According to Zacky, before Zacky Farms was forced to shutter, it was the largest private employer in the state for a time.

In addition to emissions regulations, water access for farmers has been one of those major environmental-focused regulations that Zacky has said is killing small business owners. He pointed to California officials’ decision to remove dams in the northern part of the state, which Zacky said was aimed at bringing back a native fish population in the region “for the 300 Native Americans that inhabit that region.”
“You’re destroying hydroelectric generation, destroying water reserves, and it’s all, again, this virtue signaling nonsense,” Zacky said, adding that farmers are often forced to cut back on production as a result of the state’s water restrictions.

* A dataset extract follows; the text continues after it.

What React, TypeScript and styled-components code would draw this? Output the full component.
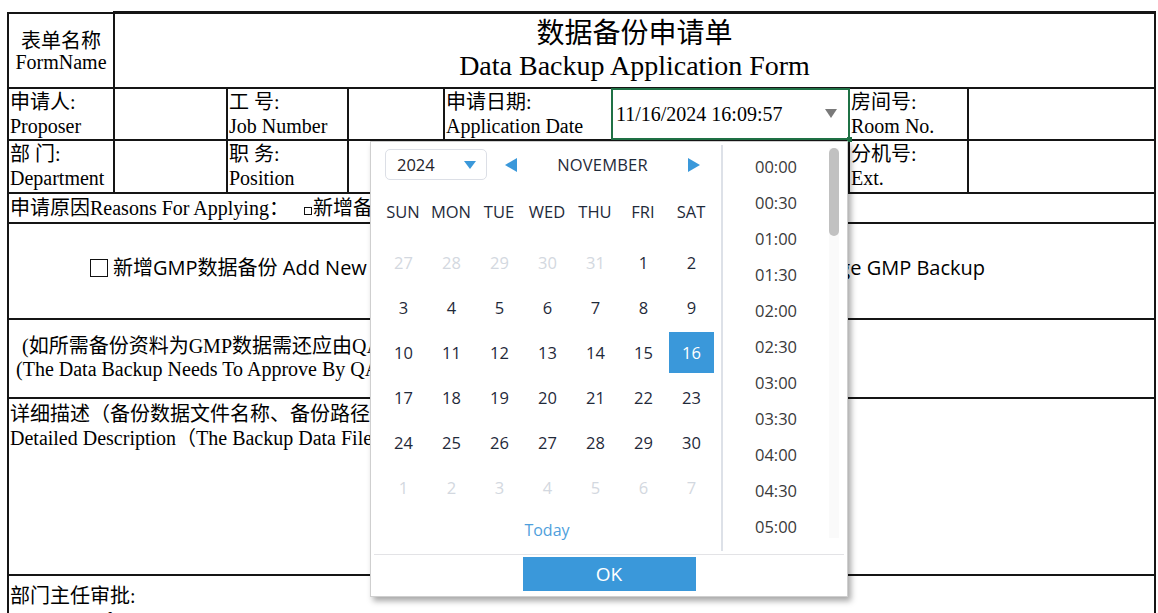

“You see uprooted trees up and down the 99 when you’re driving in California, and it’s heartbreaking,” Zacky added. “It gets to the point where these farmers – you have a lot of small, independent farmers that own 50, 100, 250 acres, who have been there five, six, seven generations, and it becomes unviable for them to sustain their operations so they’re forced to sell, and a big conglomerate comes in and buys it up.”
Zacky, who is running for governor as a Republican, faces a big field ahead of him. He will face former Fox News host Steve Hilton in the primary, among others like former Sheriff of Riverside County Chad Bianco and Republican state legislator Brian Dahle.
Meanwhile, former Health and Human Services Secretary Xavier Becerra and former Congresswoman Katie Porter are among the Democratic frontrunners. Newsom has reached his term-limit, so he cannot run for re-election.